The list also includes citations and explanations for each special measure, making this sector negative list more user friendly.
For more information on the 2017 FTZ negative list, see Legal update, China publishes 2017 negative list for FTZs.

Market reaction

Harvey Lau, Partner, Baker & McKenzie, Shanghai

"Taken together with the underlying measures, the guidelines have lifted a number of restrictions on foreign investment in the financial sector in the Shanghai FTZ. In addition, the classification system is user friendly, and it is easy for foreign funded banks to identify applicable restrictions on business scope. What remains to be seen is whether the guidelines will be implemented in the way the regulators intended, that is, under the shadow of financial de-leveraging and foreign exchange control. "

Action items

GC for foreign and foreign-invested financial institutions will want to closely study the guidelines to determine if new opportunities for market entry or expansion in the Shanghai FTZ exist and to identify any applicable restrictions. Counsel also will want to remain mindful of other restrictions not found in the guidelines, such as the fast-changing foreign exchange control regime and the newer requirements found in the 2016 Cybersecurity Law.

Mainland and Hong Kong sign CEPA Investment Agreement and Ecotech Agreement

On 28 June 2017, representatives of MOFCOM and the government of the Hong Kong Special Administrative Region signed two new agreements under the Mainland and Hong Kong Closer Economic Partnership Arrangement (CEPA):
  • Investment Agreement (CEPA投资协议).
  • Agreement on Economic and Technology Cooperation (Ecotech Agreement) (CEPA经济技术合作协议).
Both agreements took effect upon signing, though the Investment Agreement will be officially implemented from 1 January 2018.
The agreements are aimed at expanding market liberalisation and facilitating trade and investment between the Mainland and Hong Kong.
The Investment Agreement is the first investment agreement adopted by the Mainland with pre-establishment national treatment commitments made through the negative list approach to regulating foreign investment. (For information on the negative list approach, see Practice note, Establishing a China business: Negative list approach).
The Investment Agreement:
  • Covers investments in non-services sectors (including manufacturing, mining and investment in assets) which are outside the scope of the Agreement on Trade in Services that was already effective from June 2016. (For information on the Agreement on Trade in Services, see Legal update, Hong Kong and Macau sign CEPA trade services agreements with Mainland).
  • Commits the Mainland to provide national treatment to Hong Kong investments and investors on par with the Mainland investments and investors, except for the 26 special measures listed in the agreement.
  • Commits each side to provide non-discriminatory treatment in relation to matters such as restrictions on expropriation of investments, compensation for losses, and transfer abroad of investments and returns.
The Ecotech Agreement:
  • Strengthens previous CEPA economic and technical commitments in various sectors.
  • Provides a basis for co-operation in relation to the "Belt and Road" Initiative.
  • Updates the co-operation activities of the two sides in various sectors, including finance, dispute resolution, technology, e-commerce, intellectual property and product quality.
  • Systematises sub-regional co-operation in relation to the Pan-Pearl River Delta region, the Mainland's pilot free trade zones, and the districts of Qianhai (in Shenzhen), Nansha (in Guangzhou) and Hengqin (in Zhuhai).

Action items

GC for any company interested in investing or expanding in any of the non-services sectors covered by the investment agreement will want to closely examine the agreement to identify specific opportunities. If the client lacks a qualified presence in Hong Kong, counsel may wish to consider taking advantage of an opportunity by acquiring an existing CEPA-qualified entity.

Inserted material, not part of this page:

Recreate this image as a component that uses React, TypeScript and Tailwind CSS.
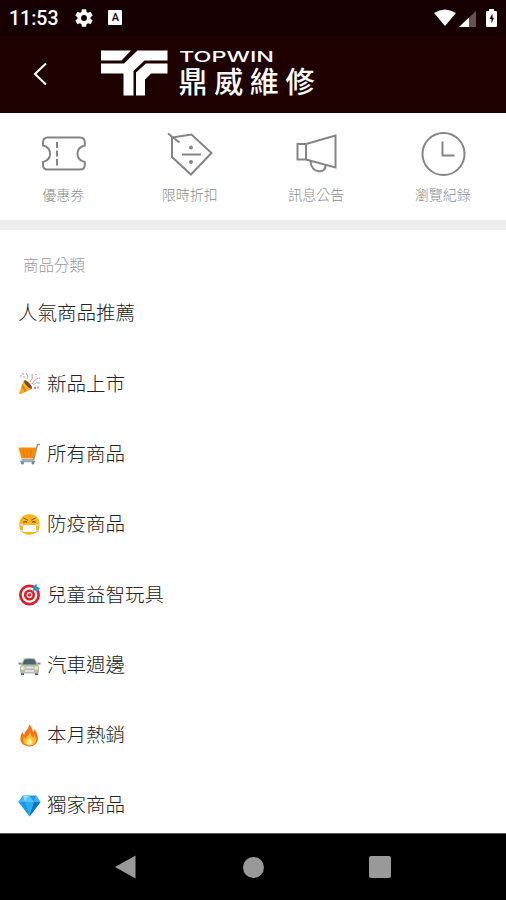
import type { ReactNode } from "react";

const quickLinks: { label: string; icon: ReactNode }[] = [
  {
    label: "優惠券",
    icon: (
      <>
        <path d="M5.5 7.5H38Q42.8 7.5 42.8 12.5V15.5C33 18 33 29.5 42.8 32V35Q42.8 39.5 38 39.5H5.5Q1 39.5 1 35V32C10.5 29.5 10.5 18 1 15.5V12.5Q1 7.5 5.5 7.5Z" />
        <path d="M15 12V18M15 20.5V26.5M15 29V35.5" />
      </>
    ),
  },
  {
    label: "限時折扣",
    icon: (
      <>
        <path d="M4 7.5L23.5 4.5L43.5 23L23 44.5L4 27ZM0 3.5L11.5 12.5" />
        <path d="M14 24.5H33" />
        <circle cx="23" cy="17.5" r="1" fill="#858585" />
        <circle cx="23" cy="32" r="1" fill="#858585" />
      </>
    ),
  },
  {
    label: "訊息公告",
    icon: (
      <>
        <path d="M2.5 14H11V29.5H2.5ZM11 14L40.5 5.5V37.5L11 29.5" />
        <path d="M15.5 31C15.5 44 31.5 44 30.5 35" />
      </>
    ),
  },
  {
    label: "瀏覽紀錄",
    icon: (
      <>
        <circle cx="22.5" cy="24" r="21" />
        <path d="M21.5 11.5V25.5H33.5" />
      </>
    ),
  },
];

const PartyIcon = () => (
  <>
    <path d="M6 8L1 21Q1 22.5 3 22L14 17Q13 10 6 8Z" fill="#f9ad22" />
    <path d="M4.5 12L9 19L6.5 20.2L3.5 15Z" fill="#e08a18" />
    <ellipse cx="10" cy="12.5" rx="1.8" ry="5.3" transform="rotate(-43 10 12.5)" fill="#7b4a2c" />
    <path d="M12 10Q15.5 7 14 2M14 12Q16 8 20 6" stroke="#f28484" strokeWidth="1" fill="none" />
    <path d="M9 7Q11 4 8 1M15 13Q18 10 22 11" stroke="#7abff0" strokeWidth="1" fill="none" />
    <g fill="#ef7777">
      <circle cx="3" cy="4" r=".8" />
      <circle cx="17" cy="16" r="1.2" />
      <circle cx="20" cy="15.5" r=".9" />
      <circle cx="6" cy="5" r=".8" />
    </g>
    <g fill="#72baf0">
      <circle cx="5" cy="1.8" r=".9" />
      <circle cx="18" cy="2.5" r=".8" />
      <circle cx="21.5" cy="6" r=".8" />
    </g>
  </>
);

const CartIcon = () => (
  <>
    <path d="M22 1.5H19.5L15.5 17H3.5" fill="none" stroke="#839aa8" strokeWidth="1.5" />
    <path d="M.5 4.5H18.5L16 15.5H3.5Z" fill="#f58a0b" />
    <path d="M5 7L6.5 14M9 7V14M13 7L12.5 14" stroke="#e0780a" strokeWidth=".8" />
    <path d="M2 18.5H17" stroke="#92a5b0" strokeWidth="1.5" />
    <circle cx="4.5" cy="20" r="1.5" fill="#6e8795" />
    <circle cx="15" cy="20" r="1.5" fill="#6e8795" />
  </>
);

const MaskIcon = () => (
  <>
    <circle cx="11.5" cy="11.5" r="10.5" fill="#fbb61c" />
    <path d="M5.5 5L9.5 7M17.5 5L13.5 7" stroke="#8a5412" strokeWidth="1" strokeLinecap="round" />
    <path d="M5.5 9.5Q7.5 7.5 9 9.5M14 9.5Q15.5 7.5 17.5 9.5" stroke="#704010" strokeWidth="1.2" fill="none" />
    <path d="M.5 11L6 13M22.5 11L17 13M2 18.5L6 17.5M21 18.5L17 17.5" stroke="#e3d9c8" strokeWidth="1.5" />
    <rect x="5" y="12" width="13" height="7" rx="1.5" fill="#fff" />
  </>
);

const TargetIcon = () => (
  <>
    <circle cx="11.5" cy="12" r="10.5" fill="#dc1f29" />
    <circle cx="11.5" cy="12" r="7.8" fill="#fff" />
    <circle cx="11.5" cy="12" r="5.6" fill="#dc1f29" />
    <circle cx="11.5" cy="12" r="2.9" fill="#fff" />
    <circle cx="11.5" cy="12" r="1.8" fill="#dc1f29" />
    <path d="M11.5 12L18 5" stroke="#5f7f8f" strokeWidth="1" />
    <path d="M15 7L15.5 3.5L18.5 .5L19 4L22.5 5L19.5 8Z" fill="#249bc7" />
  </>
);

const CarIcon = () => (
  <>
    <path d="M3 19H6V22H3ZM17 19H20V22H17Z" fill="#4c5355" />
    <path d="M6 5.5Q11.5 4 17 5.5L20 11.5L21 14V19Q21 20.5 19 20.5H4Q2 20.5 2 19V14L3 11.5Z" fill="#b4bbb5" />
    <path d="M6.5 6.5Q11.5 5.5 16.5 6.5L18.5 11.5H4.5Z" fill="#4b6566" />
    <path d="M.5 9.5H3.5V11.5H.5ZM19.5 9.5H22.5V11.5H19.5Z" fill="#7b8784" />
    <path d="M7.5 13.5H15.5V15.5H7.5ZM7 17H16V19H7Z" fill="#dfe2df" />
    <circle cx="4.8" cy="15" r="1.9" fill="#eeeb9a" />
    <circle cx="18.2" cy="15" r="1.9" fill="#eeeb9a" />
  </>
);

const FireIcon = () => (
  <>
    <path d="M11 .5C14.5 3 14 6 15.5 8C16.5 7 16.3 5.5 16 4.5C22 12 21.5 22 11.5 22.5C1.5 22 .5 14 4.5 8C5 9.5 5.5 10 6.5 10.5C6.5 7 11 5 11 .5Z" fill="#f37421" />
    <path d="M12 7C12 11 14 12 15 14L16.5 11.5C20 17 17 21.5 11.5 21.5C5.5 21 4 16.5 6 12.5L8 15C8.5 12 12 11 12 7Z" fill="#ffc12e" />
    <path d="M11.5 14C13 16 15 17 14 19.5C12.5 22 8.5 21 8.5 18.5C8.5 16.5 11 16 11.5 14Z" fill="#fff19b" />
  </>
);

const GemIcon = () => (
  <>
    <path d="M5 1.5H18L22.5 8L11.5 22.5L.5 8Z" fill="#1c98e5" />
    <path d="M5 1.5L7 8H.5ZM18 1.5L16 8H22.5Z" fill="#43b4f3" />
    <path d="M5 1.5H11.5L7 8Z" fill="#8bdcff" />
    <path d="M11.5 1.5L16 8H7Z" fill="#55c5fa" />
    <path d="M7 8H16L11.5 22.5Z" fill="#2badf0" />
    <path d="M16 8H22.5L11.5 22.5Z" fill="#0877c5" />
  </>
);

const categories: { name: string; icon?: ReactNode }[] = [
  { name: "人氣商品推薦" },
  { name: "新品上市", icon: <PartyIcon /> },
  { name: "所有商品", icon: <CartIcon /> },
  { name: "防疫商品", icon: <MaskIcon /> },
  { name: "兒童益智玩具", icon: <TargetIcon /> },
  { name: "汽車週邊", icon: <CarIcon /> },
  { name: "本月熱銷", icon: <FireIcon /> },
  { name: "獨家商品", icon: <GemIcon /> },
];

function StatusBar() {
  return (
    <div className="flex h-9 items-center bg-[#160001] pl-[9px] pr-[8px] text-white">
      <span className="mt-[1px] font-[Roboto,sans-serif] text-[19.5px] font-medium leading-none">11:53</span>
      <svg className="mb-[1px] ml-[15px] h-[22px] w-[22px]" viewBox="0 0 24 24" fill="#fff">
        <path d="M19.14 12.94c.04-.3.06-.61.06-.94s-.02-.64-.07-.94l2.03-1.58a.49.49 0 0 0 .12-.61l-1.92-3.32a.49.49 0 0 0-.59-.22l-2.39.96c-.5-.38-1.03-.7-1.62-.94l-.36-2.54a.48.48 0 0 0-.48-.41h-3.84a.48.48 0 0 0-.47.41l-.36 2.54c-.59.24-1.13.57-1.62.94l-2.39-.96a.49.49 0 0 0-.59.22L2.74 8.87a.48.48 0 0 0 .12.61l2.03 1.58c-.05.3-.09.63-.09.94s.02.64.07.94l-2.03 1.58a.49.49 0 0 0-.12.61l1.92 3.32c.12.22.37.29.59.22l2.39-.96c.5.38 1.03.7 1.62.94l.36 2.54c.05.24.24.41.48.41h3.84c.24 0 .44-.17.47-.41l.36-2.54c.59-.24 1.13-.56 1.62-.94l2.39.96c.22.08.47 0 .59-.22l1.92-3.32a.49.49 0 0 0-.12-.61zM12 15.2a3.2 3.2 0 1 1 0-6.4 3.2 3.2 0 0 1 0 6.4z" />
      </svg>
      <span className="mb-[1px] ml-[13px] flex h-[15px] w-[14px] items-center justify-center rounded-[1px] bg-white font-[Roboto,sans-serif] text-[11px] font-medium leading-none text-[#160001]">
        A
      </span>
      <svg className="mb-[1px] ml-auto h-[18px] w-[64px]" viewBox="0 0 64 18">
        <path d="M0 4Q10.5-3 22 4L11 17Z" fill="#fff" />
        <path d="M42 2V18H25Z" fill="#665052" />
        <path d="M35 8.6V18H25Z" fill="#fff" />
        <path d="M55 0H60V2H62Q63 2 63 3V17Q63 18 62 18H53Q52 18 52 17V3Q52 2 53 2H55Z" fill="#fff" />
        <path d="M58.5 4.5L55.5 10H57.5V14.5L60 8.8H58.5Z" fill="#160001" />
      </svg>
    </div>
  );
}

function Header() {
  return (
    <header className="flex h-[77px] items-start border-b border-[#100001] bg-[#1e0001] text-white">
      <svg className="ml-[33px] mt-[26px] h-6 w-[14px] shrink-0" viewBox="0 0 14 24" fill="none" stroke="#fff" strokeWidth="2.1">
        <path d="M13 1.5L2 12L13 22.5" />
      </svg>
      <svg className="ml-[54px] mt-[14px] h-[46px] w-[67px] shrink-0" viewBox="0 0 67 46" fill="#fff">
        <path d="M0 .5H30L20.5 10.5H0Z" />
        <path d="M0 13.5H23L36.5 .5H66.5V10.5H43.5L32.5 21V45.5H22.5V23.5H0Z" />
        <path d="M66.5 13.5V23.5H50L44 29.5V45.5H35V22.5L45 13.5Z" />
      </svg>
      <svg className="ml-[11px] mt-[10px] h-[56px] w-[140px] shrink-0" viewBox="0 0 140 56" fill="#fff">
        <text x="0" y="15.5" fontSize="15" textLength="95" lengthAdjust="spacingAndGlyphs" className="font-[Inter,sans-serif] font-medium">
          TOPWIN
        </text>
        <text x="-0.5" y="46.5" fontSize="29" textLength="136" className="font-['Noto_Sans_CJK_TC',sans-serif] font-medium">
          鼎威維修
        </text>
      </svg>
    </header>
  );
}

export default function App() {
  return (
    <div className="flex h-[900px] w-[506px] flex-col overflow-hidden bg-white font-['Noto_Sans_CJK_TC',sans-serif]">
      <StatusBar />
      <Header />

      {/* Quick links */}
      <nav className="grid h-[107px] shrink-0 grid-cols-4">
        {quickLinks.map((link) => (
          <div key={link.label} className="flex flex-col items-center pt-[17px]">
            <svg className="ml-[1px] h-[48px] w-[44px] overflow-visible" viewBox="0 0 44 48" fill="none" stroke="#858585" strokeWidth="2">
              {link.icon}
            </svg>
            <span className="mt-[6px] text-[14px] font-light leading-5 text-[#8c8c8c]">{link.label}</span>
          </div>
        ))}
      </nav>
      <div className="h-[10px] shrink-0 bg-[#eeeeee]" />

      {/* Categories */}
      <main className="min-h-0 flex-1 overflow-hidden">
        <h2 className="ml-[23px] mt-[22px] text-[15.5px] font-light leading-6 text-[#999999]">商品分類</h2>
        <ul className="mt-[2px]">
          {categories.map((c) => (
            <li key={c.name} className="flex h-[70.3px] items-start pl-[18px] pt-[20.4px] text-[19.5px] font-light leading-7 text-[#222222]">
              {c.icon && (
                <svg className="mr-[6px] mt-[3.6px] h-[23px] w-[23px] shrink-0" viewBox="0 0 23 23">
                  {c.icon}
                </svg>
              )}
              <span>{c.name}</span>
            </li>
          ))}
        </ul>
      </main>

      {/* Android navigation */}
      <footer className="flex h-[67px] shrink-0 items-center justify-between border-t border-[#555555] bg-black pl-[115px] pr-[115px]">
        <svg className="h-6 w-[21px]" viewBox="0 0 21 24" fill="#999">
          <path d="M20.5 .5V23.5L0 12Z" />
        </svg>
        <div className="ml-[1px] h-[21px] w-[21px] rounded-full bg-[#999999]" />
        <div className="h-[22px] w-[22px] rounded-[2px] bg-[#999999]" />
      </footer>
    </div>
  );
}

Mainland and Hong Kong sign arrangement on mutual recognition of family law judgments

On 20 June 2017, the Supreme People's Court (SPC) and the Department of Justice of Hong Kong announced that they had signed the Arrangement on the Mutual Recognition and Enforcement of Judgments involving Civil Marital and Household Cases by Courts in the Mainland and the Hong Kong Special Administrative Region (关于内地与香港特别行政区法院相互认可和执行婚姻家庭民事案件判决的安排).
The arrangement represents the latest in a series of reciprocal judicial arrangements between the Mainland and Hong Kong and permits parties from one jurisdiction to enforce in the other jurisdiction judicial rulings involving civil marital and household disputes.
The arrangement will take effect after the SPC issues a related judicial interpretation and Hong Kong completes the relevant internal procedures.
The arrangement applies to civil cases in relation to the following matters:
  • Marriage, divorce and the division of marital property.
  • Maintenance arrangements.
  • Paternity, child custody and visitation arrangements.
  • Protection from domestic abuse.
Applications for reciprocity must be submitted to the following courts of competent jurisdiction:
  • In the Mainland, the people's court in the residence of the applicant, the residence or habitual residence of the respondent, or the place where the property is situated.
  • In Hong Kong, a District Court.
The arrangement calls for courts to dispose of applications for reciprocity promptly, but does not impose specific deadlines.
A judgment in one jurisdiction that violates the basic principles of law and public policy in the other jurisdiction is not enforceable in the other jurisdiction. The arrangement, however, permits a court to partially enforce a judgment from another jurisdiction.

Market reaction

Jianwei (Jerry) Fang, Partner, Zhong Lun Law Firm, Shanghai

"This newest arrangement will help expand the roles of the Mainland and Hong Kong courts in civil and household cases. For instance, the courts in each jurisdiction can now deal with property located in the other jurisdiction when hearing a divorce case, and judgments on such property can be recognised and enforced in the other jurisdiction. In general, these types of reciprocal judicial arrangements help protect the parties involved in divorce and household cases, as well as protect the rights and benefits of children caught up in these cases."